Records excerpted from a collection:
● ● ● ● ● ● ●
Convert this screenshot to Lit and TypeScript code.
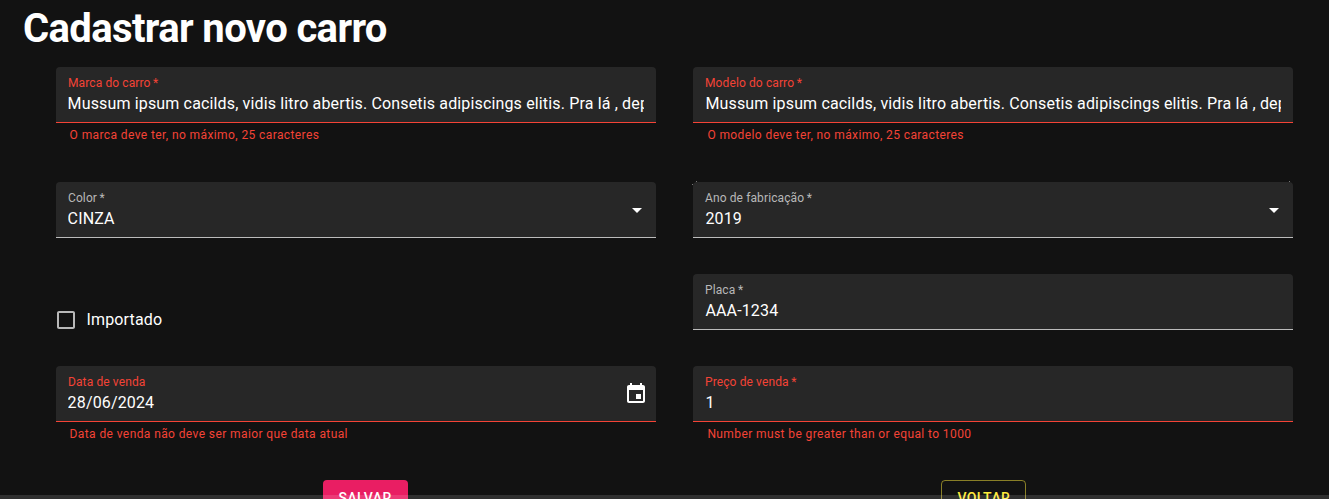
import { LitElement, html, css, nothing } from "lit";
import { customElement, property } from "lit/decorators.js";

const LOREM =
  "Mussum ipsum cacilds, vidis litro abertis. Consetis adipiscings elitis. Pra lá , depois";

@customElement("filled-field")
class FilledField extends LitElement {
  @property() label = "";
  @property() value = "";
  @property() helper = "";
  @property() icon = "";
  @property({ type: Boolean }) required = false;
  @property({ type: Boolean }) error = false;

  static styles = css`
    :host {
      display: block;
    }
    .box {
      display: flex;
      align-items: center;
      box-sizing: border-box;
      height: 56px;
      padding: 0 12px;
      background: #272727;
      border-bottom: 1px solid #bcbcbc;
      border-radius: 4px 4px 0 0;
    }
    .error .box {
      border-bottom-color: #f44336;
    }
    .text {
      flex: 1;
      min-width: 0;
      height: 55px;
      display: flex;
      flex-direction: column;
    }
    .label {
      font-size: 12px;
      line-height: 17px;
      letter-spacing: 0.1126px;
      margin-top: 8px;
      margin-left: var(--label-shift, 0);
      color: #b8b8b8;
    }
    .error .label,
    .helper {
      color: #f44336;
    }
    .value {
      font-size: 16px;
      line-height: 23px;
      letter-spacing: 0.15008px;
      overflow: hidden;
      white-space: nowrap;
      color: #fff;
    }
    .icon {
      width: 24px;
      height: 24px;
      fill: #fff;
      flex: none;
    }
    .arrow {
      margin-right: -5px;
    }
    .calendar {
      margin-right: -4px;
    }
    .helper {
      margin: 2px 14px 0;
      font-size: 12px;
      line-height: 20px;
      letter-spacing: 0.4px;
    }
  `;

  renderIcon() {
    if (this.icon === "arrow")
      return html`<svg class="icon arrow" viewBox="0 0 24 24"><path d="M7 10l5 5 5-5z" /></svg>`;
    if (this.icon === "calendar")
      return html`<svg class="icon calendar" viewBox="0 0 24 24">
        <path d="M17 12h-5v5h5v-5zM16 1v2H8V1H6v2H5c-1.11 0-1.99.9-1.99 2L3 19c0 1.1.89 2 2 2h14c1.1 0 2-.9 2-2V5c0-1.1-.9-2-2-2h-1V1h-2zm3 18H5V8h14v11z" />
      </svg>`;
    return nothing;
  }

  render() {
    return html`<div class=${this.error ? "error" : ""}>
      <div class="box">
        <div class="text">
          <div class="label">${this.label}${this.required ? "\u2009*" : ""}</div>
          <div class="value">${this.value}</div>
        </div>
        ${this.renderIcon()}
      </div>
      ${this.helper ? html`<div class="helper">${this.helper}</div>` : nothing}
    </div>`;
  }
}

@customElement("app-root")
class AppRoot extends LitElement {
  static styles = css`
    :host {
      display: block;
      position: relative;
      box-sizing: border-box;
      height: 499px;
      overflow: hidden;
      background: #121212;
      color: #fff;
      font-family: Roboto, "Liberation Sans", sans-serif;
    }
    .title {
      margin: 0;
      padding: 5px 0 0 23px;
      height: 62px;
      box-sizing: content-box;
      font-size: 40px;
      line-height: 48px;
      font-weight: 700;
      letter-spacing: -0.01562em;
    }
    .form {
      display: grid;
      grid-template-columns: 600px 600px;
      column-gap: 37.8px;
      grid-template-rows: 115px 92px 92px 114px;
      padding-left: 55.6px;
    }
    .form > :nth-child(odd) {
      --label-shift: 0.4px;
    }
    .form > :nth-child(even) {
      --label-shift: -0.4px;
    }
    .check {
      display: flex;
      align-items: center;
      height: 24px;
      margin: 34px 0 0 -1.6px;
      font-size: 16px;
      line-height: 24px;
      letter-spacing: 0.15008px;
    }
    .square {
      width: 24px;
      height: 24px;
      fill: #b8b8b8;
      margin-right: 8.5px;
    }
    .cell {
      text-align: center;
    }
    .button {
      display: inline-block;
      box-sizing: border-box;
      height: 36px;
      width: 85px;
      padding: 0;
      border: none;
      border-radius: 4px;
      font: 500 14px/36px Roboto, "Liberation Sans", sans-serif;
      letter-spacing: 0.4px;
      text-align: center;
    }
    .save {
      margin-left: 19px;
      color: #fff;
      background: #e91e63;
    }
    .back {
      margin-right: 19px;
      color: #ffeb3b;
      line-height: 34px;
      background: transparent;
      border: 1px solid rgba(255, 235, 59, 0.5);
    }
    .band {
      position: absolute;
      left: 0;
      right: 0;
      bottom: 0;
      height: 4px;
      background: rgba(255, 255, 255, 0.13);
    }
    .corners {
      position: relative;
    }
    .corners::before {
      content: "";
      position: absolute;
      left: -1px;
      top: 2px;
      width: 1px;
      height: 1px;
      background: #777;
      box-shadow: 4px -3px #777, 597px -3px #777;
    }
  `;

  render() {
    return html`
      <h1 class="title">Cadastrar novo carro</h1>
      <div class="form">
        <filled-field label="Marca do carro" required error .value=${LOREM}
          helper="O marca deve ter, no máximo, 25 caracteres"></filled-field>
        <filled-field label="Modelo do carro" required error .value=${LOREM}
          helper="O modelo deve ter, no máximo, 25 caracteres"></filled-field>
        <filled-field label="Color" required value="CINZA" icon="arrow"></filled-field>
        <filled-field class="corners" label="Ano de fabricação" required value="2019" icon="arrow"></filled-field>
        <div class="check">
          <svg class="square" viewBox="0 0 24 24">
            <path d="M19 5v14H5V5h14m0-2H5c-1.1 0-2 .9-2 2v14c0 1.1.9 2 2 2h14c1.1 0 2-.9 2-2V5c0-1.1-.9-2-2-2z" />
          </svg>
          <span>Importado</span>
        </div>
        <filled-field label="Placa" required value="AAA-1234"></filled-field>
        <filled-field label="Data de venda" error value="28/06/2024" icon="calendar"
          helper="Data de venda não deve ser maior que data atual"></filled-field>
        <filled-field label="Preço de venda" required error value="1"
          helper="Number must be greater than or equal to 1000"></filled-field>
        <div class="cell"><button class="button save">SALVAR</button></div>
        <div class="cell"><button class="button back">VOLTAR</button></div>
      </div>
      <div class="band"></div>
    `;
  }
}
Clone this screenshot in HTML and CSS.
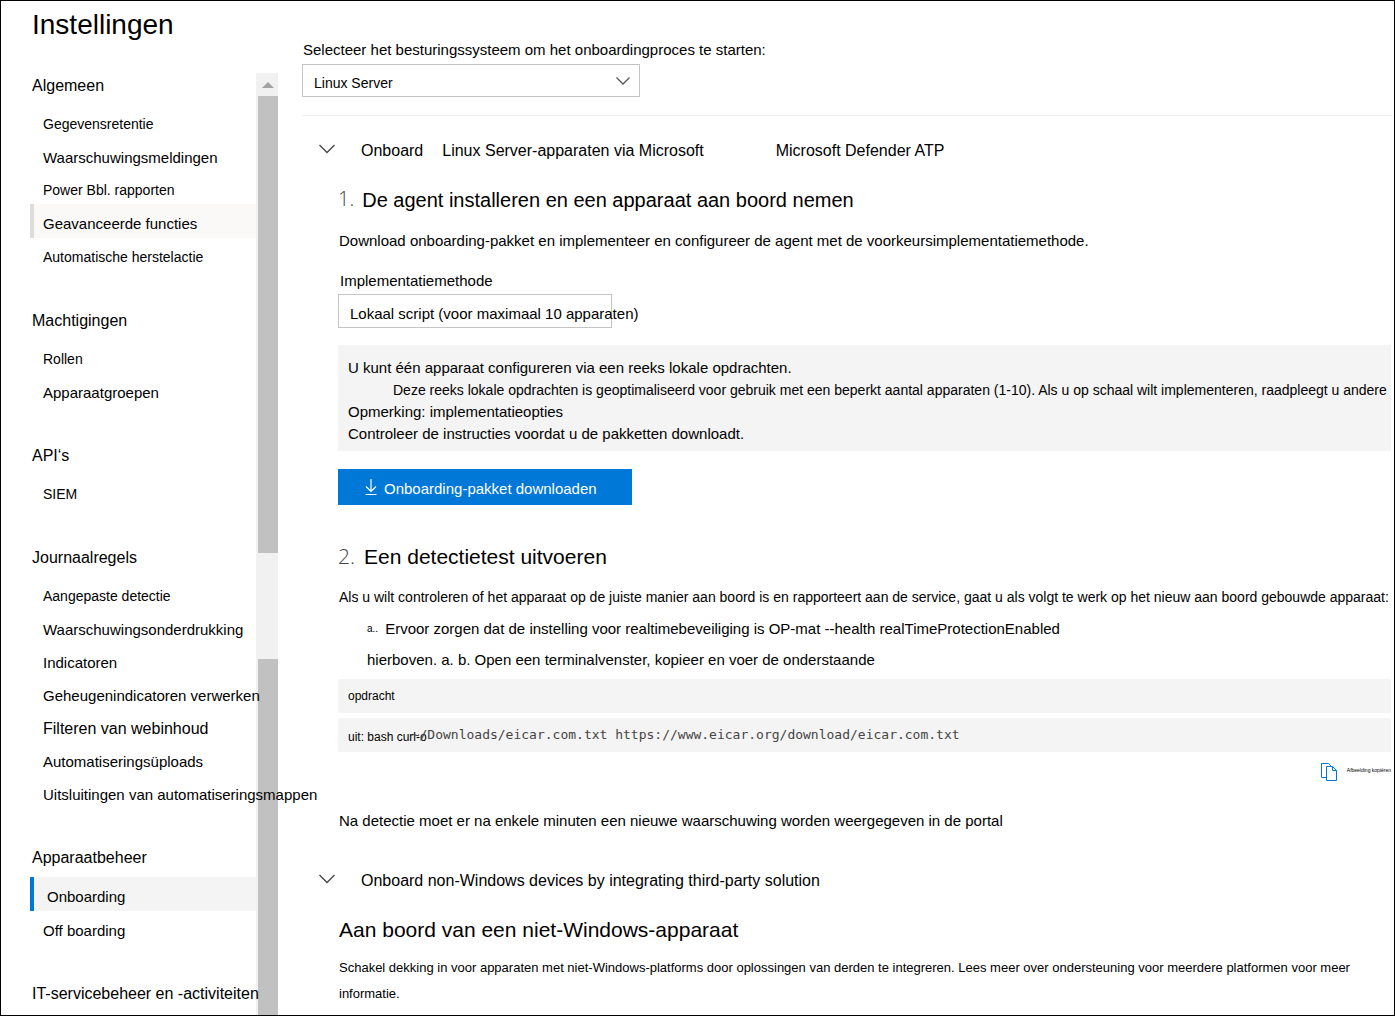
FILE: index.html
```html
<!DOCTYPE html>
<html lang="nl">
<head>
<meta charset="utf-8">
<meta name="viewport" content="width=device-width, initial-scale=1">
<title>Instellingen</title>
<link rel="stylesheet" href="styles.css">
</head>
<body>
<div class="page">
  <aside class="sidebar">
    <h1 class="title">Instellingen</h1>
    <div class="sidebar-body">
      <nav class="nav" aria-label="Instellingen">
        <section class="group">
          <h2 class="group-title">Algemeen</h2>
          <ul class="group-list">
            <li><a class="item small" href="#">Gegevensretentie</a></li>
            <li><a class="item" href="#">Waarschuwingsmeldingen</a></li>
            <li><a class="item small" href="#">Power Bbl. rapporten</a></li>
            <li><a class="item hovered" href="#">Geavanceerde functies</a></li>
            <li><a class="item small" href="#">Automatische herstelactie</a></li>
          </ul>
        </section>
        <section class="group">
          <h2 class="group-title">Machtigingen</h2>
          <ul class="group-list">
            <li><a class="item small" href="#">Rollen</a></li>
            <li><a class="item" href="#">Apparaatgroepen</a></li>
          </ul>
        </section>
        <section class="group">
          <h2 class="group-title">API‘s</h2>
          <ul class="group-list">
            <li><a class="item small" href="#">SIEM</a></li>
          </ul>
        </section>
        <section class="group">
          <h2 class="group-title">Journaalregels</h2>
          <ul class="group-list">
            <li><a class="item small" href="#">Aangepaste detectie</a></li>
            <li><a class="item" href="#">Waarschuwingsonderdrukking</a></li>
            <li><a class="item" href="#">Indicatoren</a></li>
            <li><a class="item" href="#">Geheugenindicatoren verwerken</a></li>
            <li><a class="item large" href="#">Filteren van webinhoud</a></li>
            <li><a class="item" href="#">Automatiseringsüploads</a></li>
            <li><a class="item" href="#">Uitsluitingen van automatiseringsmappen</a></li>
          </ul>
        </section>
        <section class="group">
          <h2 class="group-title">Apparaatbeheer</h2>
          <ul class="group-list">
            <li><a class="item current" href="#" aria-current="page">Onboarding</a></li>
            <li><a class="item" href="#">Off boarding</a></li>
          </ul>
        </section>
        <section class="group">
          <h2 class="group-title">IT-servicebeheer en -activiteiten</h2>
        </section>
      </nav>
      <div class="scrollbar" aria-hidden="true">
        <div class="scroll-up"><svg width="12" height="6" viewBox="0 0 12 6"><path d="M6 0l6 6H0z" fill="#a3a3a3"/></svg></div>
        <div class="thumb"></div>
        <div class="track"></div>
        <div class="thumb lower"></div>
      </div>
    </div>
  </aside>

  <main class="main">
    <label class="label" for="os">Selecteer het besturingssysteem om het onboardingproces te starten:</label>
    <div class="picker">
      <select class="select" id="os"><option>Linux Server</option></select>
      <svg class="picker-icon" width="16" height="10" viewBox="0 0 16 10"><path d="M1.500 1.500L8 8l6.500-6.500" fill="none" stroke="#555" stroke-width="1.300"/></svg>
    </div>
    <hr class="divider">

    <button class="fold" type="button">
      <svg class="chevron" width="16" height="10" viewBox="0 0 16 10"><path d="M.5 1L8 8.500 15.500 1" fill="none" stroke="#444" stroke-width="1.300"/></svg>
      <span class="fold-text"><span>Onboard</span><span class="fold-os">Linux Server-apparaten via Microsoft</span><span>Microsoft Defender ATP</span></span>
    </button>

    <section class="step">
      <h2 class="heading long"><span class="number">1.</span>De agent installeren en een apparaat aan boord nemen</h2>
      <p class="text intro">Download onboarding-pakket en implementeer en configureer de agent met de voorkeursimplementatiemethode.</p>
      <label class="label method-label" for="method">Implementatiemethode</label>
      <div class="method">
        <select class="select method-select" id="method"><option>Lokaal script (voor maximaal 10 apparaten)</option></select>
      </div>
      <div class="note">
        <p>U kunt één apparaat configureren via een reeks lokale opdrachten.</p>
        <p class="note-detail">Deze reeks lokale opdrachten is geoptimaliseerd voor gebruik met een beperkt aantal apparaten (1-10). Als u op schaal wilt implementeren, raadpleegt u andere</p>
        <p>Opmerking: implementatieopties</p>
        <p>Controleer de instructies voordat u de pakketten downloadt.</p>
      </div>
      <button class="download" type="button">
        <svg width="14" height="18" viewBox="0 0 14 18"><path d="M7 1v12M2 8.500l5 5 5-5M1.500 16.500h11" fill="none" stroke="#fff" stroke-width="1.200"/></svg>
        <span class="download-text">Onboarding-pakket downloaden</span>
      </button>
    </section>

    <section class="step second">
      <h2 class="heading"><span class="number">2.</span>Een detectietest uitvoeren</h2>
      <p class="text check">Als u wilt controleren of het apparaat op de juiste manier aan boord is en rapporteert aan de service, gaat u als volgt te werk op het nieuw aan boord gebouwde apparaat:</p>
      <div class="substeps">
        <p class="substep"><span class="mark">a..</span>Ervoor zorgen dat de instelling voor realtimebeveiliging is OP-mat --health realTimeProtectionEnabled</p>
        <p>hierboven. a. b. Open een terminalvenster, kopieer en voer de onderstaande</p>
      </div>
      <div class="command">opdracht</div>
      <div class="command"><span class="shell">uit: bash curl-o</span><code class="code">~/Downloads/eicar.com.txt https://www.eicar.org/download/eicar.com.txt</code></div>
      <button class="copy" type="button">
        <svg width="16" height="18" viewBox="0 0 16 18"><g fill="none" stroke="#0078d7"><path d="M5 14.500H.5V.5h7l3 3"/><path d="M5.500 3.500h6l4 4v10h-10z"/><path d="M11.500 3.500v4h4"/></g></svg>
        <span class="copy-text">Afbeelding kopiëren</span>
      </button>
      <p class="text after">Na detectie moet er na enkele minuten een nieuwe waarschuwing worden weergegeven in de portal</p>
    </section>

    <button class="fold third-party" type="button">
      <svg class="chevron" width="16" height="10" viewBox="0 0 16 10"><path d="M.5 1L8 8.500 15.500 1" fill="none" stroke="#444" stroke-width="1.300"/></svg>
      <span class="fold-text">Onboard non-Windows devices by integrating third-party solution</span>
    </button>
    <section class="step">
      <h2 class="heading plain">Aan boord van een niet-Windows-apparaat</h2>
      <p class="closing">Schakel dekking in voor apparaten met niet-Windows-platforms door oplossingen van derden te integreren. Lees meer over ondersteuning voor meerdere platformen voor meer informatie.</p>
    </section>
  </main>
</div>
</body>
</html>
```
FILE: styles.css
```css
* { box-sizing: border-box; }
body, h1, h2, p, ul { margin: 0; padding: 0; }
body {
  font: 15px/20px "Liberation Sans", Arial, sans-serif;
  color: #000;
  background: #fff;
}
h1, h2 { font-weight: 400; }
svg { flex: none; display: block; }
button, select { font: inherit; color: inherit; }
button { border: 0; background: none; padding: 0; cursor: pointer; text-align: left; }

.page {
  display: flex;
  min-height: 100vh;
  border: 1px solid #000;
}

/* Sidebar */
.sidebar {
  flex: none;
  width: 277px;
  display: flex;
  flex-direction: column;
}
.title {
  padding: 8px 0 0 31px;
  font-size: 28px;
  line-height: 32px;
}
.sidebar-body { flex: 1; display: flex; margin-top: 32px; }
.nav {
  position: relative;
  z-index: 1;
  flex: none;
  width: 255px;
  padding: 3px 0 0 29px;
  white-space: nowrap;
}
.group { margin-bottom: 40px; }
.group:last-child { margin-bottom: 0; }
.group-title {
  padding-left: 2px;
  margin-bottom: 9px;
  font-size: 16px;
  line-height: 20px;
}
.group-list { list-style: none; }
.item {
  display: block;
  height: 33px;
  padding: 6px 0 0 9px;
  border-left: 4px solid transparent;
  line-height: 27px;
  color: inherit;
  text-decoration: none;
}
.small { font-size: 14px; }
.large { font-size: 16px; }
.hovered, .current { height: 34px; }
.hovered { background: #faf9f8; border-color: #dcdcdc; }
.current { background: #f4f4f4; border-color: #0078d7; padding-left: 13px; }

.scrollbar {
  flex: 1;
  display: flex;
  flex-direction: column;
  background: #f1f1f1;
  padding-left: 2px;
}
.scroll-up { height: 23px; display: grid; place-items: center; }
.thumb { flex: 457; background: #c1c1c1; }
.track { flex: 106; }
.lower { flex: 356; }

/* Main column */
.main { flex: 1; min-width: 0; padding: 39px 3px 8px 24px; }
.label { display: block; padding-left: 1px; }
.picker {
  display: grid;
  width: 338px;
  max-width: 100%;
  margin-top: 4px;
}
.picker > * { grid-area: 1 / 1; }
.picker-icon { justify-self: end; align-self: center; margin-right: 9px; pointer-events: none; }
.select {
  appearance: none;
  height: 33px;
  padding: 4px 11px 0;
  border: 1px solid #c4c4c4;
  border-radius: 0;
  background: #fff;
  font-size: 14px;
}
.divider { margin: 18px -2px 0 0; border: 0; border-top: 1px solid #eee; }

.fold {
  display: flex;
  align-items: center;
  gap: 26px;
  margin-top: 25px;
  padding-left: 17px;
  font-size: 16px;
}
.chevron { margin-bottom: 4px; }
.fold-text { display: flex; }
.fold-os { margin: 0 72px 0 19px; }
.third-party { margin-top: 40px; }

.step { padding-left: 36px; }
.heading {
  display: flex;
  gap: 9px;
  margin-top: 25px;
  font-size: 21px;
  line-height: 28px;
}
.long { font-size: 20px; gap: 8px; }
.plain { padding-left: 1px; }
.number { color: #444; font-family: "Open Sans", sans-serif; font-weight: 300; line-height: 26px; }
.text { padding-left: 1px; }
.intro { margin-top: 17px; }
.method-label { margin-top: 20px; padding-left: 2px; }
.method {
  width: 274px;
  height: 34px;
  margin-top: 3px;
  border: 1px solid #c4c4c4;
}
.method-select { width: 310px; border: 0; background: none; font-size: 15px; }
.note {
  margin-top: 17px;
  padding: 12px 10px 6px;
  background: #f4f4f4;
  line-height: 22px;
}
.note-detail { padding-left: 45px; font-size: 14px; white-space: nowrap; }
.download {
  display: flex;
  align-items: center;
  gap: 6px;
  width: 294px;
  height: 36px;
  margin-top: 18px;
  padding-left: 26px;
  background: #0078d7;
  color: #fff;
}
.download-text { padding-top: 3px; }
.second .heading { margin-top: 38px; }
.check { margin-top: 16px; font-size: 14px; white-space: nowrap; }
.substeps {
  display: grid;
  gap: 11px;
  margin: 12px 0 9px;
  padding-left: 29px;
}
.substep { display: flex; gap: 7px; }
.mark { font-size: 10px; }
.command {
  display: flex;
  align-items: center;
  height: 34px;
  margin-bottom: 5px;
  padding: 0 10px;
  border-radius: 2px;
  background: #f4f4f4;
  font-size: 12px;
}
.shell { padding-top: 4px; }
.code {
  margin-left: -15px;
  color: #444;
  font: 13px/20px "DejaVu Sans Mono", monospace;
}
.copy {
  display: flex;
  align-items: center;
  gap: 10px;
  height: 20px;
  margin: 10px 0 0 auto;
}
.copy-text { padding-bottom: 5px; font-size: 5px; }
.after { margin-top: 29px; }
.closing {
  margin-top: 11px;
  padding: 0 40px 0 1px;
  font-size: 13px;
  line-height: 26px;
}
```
● ● ● ● ● ● ●
* [Task instructions]
Which lines include the word "code"? Copy every one of them.

* [Answer to the task]
Convert this screenshot to Lit and TypeScript code.
      <div class="command"><span class="shell">uit: bash curl-o</span><code class="code">~/Downloads/eicar.com.txt https://www.eicar.org/download/eicar.com.txt</code></div>
.code {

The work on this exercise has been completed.